Two decades later, across from a dairy on Dodds Road 16 miles northeast of Manteca, DeGroot’s treatment plant vision is in place. Treated water is now flowing to homes and businesses in Manteca, Lathrop and Tracy through 40 miles of pipeline.

If the treatment plant hadn’t been built, the odds were great that the unused water rights on the Stanislaus River secured nearly a century ago by the foresight of Manteca area water pioneers such as Walter Woodward would have been lost. That would have had dire consequences for Lathrop and Tracy that already were experiencing serious salt water intrusion problems in underground aquifers that they were using exclusively up until 32 months ago when the treatment plant came on one.

For Manteca, it meant the city could slow down drafting from underground water sources to reduce the chance for salt water intrusion and to protect water sources for rural residents and farms that relied on pumping instead of irrigation canals. The plant has assured Manteca of a safe and secure water source. It has also allowed Manteca to reduce the cost of treating well water to meet tougher arsenic standards put in place in recent years by blending surface water with well water.

Part of DeGroot’s legacy also includes Del Webb’s Woodbridge at Manteca. The 1,045 homes are being built on land he sold to Pulte Homes that he once farmed growing almonds. DeGroot grew almonds for 25 years out of the 50 years he farmed.

All four sons - Bill, Nick, Rob and Rich - played football at East Union High. He spent 20 years working the chain gang at Lancers football games.

DeGroot came to America from Holland as a 20-year-old along with most of his 15 siblings and parents back in the 1950’s.

He joined the Army in 1953 because in six months’ time as a soldier he could get American citizenship conferred on him. Nick didn’t have to wait that long. Five months to the day he swore to protect his adopted homeland from all enemies, foreign and domestic, Nick became an American. That was on Nov. 13, 1953.
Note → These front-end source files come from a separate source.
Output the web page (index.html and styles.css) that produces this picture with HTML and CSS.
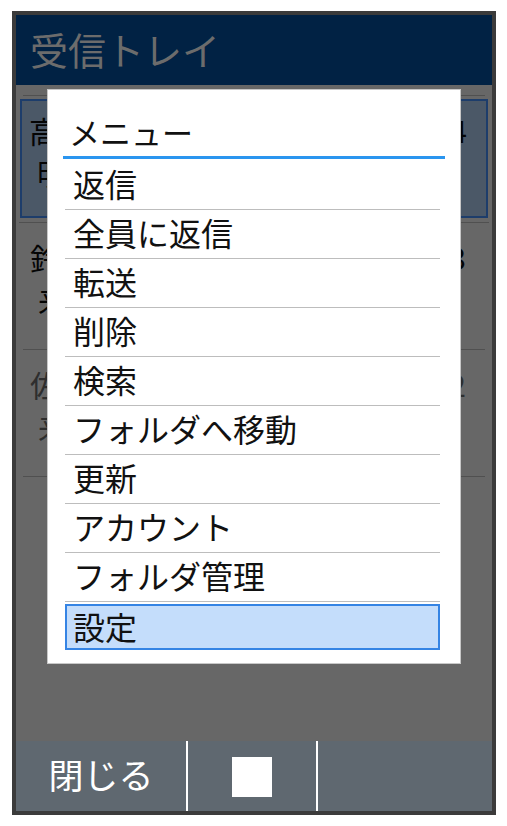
FILE: index.html
```html
<!DOCTYPE html>
<html lang="ja">
<head>
<meta charset="utf-8">
<link rel="stylesheet" href="styles.css">
</head>
<body>
<div class="frame">
  <header class="appbar"><h1 class="title">受信トレイ</h1></header>
  <main class="list">
    <div class="mail sel">
      <div class="row"><span class="from">高橋</span><span class="time">4</span></div>
      <div class="row sub"><span>明日</span></div>
    </div>
    <div class="mail">
      <div class="row"><span class="from">鈴木</span><span class="time">3</span></div>
      <div class="row sub"><span>来週</span></div>
    </div>
    <div class="mail read">
      <div class="row"><span class="from">佐藤</span><span class="time">2</span></div>
      <div class="row sub"><span>来月</span></div>
    </div>
  </main>
  <footer class="softkeys">
    <div class="key">閉じる</div>
    <div class="key"><span class="square"></span></div>
    <div class="key"></div>
  </footer>

  <div class="popup">
    <div class="popup-title">メニュー</div>
    <ul class="menu">
      <li class="item">返信</li>
      <li class="item">全員に返信</li>
      <li class="item">転送</li>
      <li class="item">削除</li>
      <li class="item">検索</li>
      <li class="item">フォルダへ移動</li>
      <li class="item">更新</li>
      <li class="item">アカウント</li>
      <li class="item">フォルダ管理</li>
      <li class="item active">設定</li>
    </ul>
  </div>
</div>
</body>
</html>
```
FILE: styles.css
```css
* { box-sizing: border-box; }
html, body { margin: 0; padding: 0; background: #fff; }
body {
  font-family: "Noto Sans CJK JP", "Noto Sans", sans-serif;
}
.frame {
  position: relative;
  margin: 11px 0 0 12px;
  width: 484px;
  height: 804px;
  border: 4px solid #3b3b3b;
  background: #676767;
  display: flex;
  flex-direction: column;
  overflow: hidden;
}
.appbar {
  height: 70px;
  flex: none;
  background: #012244;
  display: flex;
  align-items: center;
  padding-left: 14px;
}
.title {
  margin: 0;
  font-weight: 400;
  font-size: 38px;
  line-height: 1;
  color: #6c6c6c;
  padding-bottom: 2px;
}
.list {
  flex: 1;
  padding: 10px 7px 0 7px;
}
.list::before {
  content: "";
  display: block;
  height: 1px;
  background: #505050;
}
.mail {
  height: 127px;
  border-bottom: 1px solid #505050;
  padding: 13px 19px 0 7px;
  color: #050505;
  font-size: 30px;
}
.mail.sel {
  position: relative;
  margin: 0 -4px;
  padding: 3px 0 4px;
}
.mail.sel::before {
  content: "";
  position: absolute;
  left: 1px; right: 1px; top: 3px; bottom: 4px;
  background: #4b5867;
  border: 2px solid #1d3d6b;
}
.mail.sel .row { position: relative; padding: 0 22px 0 10px; }
.mail.sel .row:first-child { margin-top: 10px; }
.mail.sel .row.sub { padding-left: 18px; }
.row {
  display: flex;
  justify-content: space-between;
  line-height: 42px;
  height: 42px;
  white-space: nowrap;
}
.row.sub { padding-left: 8px; }
.mail.read { color: #2e2e2e; }
.softkeys {
  height: 70px;
  flex: none;
  background: #5f6870;
  display: flex;
}
.key {
  display: flex;
  align-items: center;
  justify-content: center;
  color: #fff;
  font-size: 35px;
  padding-bottom: 6px;
}
.key:nth-child(1) { width: 172px; border-right: 2px solid #fff; }
.key:nth-child(2) { width: 130px; border-right: 2px solid #fff; }
.key:nth-child(3) { flex: 1; }
.square {
  width: 40px;
  height: 40px;
  background: #fff;
  margin-top: 8px;
}
.popup {
  position: absolute;
  left: 31px;
  top: 74px;
  width: 414px;
  height: 575px;
  background: #fff;
  border: 1px solid #c8c8c8;
  padding: 0 20px 0 17px;
}
.popup-title {
  margin: 0 -5px 0 -2px;
  height: 69px;
  border-bottom: 3px solid #2a95ef;
  font-size: 31px;
  line-height: 1;
  color: #111;
  padding: 26px 0 0 6px;
}
.menu {
  list-style: none;
  margin: 2px 0 0 0;
  padding: 0;
}
.item {
  height: 49px;
  border-bottom: 1px solid #bdbdbd;
  font-size: 32px;
  line-height: 45px;
  color: #111;
  padding-left: 8px;
  white-space: nowrap;
}
.item.active {
  margin-top: 2px;
  height: 46px;
  border: 2px solid #3584e4;
  background: #c4ddfb;
  line-height: 41px;
  padding-left: 6px;
}
```
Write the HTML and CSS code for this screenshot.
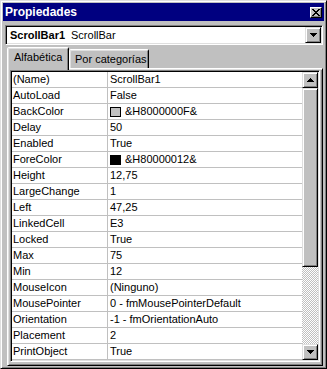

DeGroot, who found out he had cancer several months before the treatment plant was completed, said at the time of the dedication that he was going to make sure his home on Airport Way following the sale of the orchards to Pulte Homes would “be fixed up like a palace” as a fitting retirement home for himself and his beloved wife Trudy.

DeGroot was also active in the Manteca Morning Rotary Club as well as St., Anthony’s Young Men’s Institute.

He stayed fit much of his life playing soccer which he actively participated as a player until age 65.

He was born Jan. 16, 1932 in Noordwykeehout, Holland.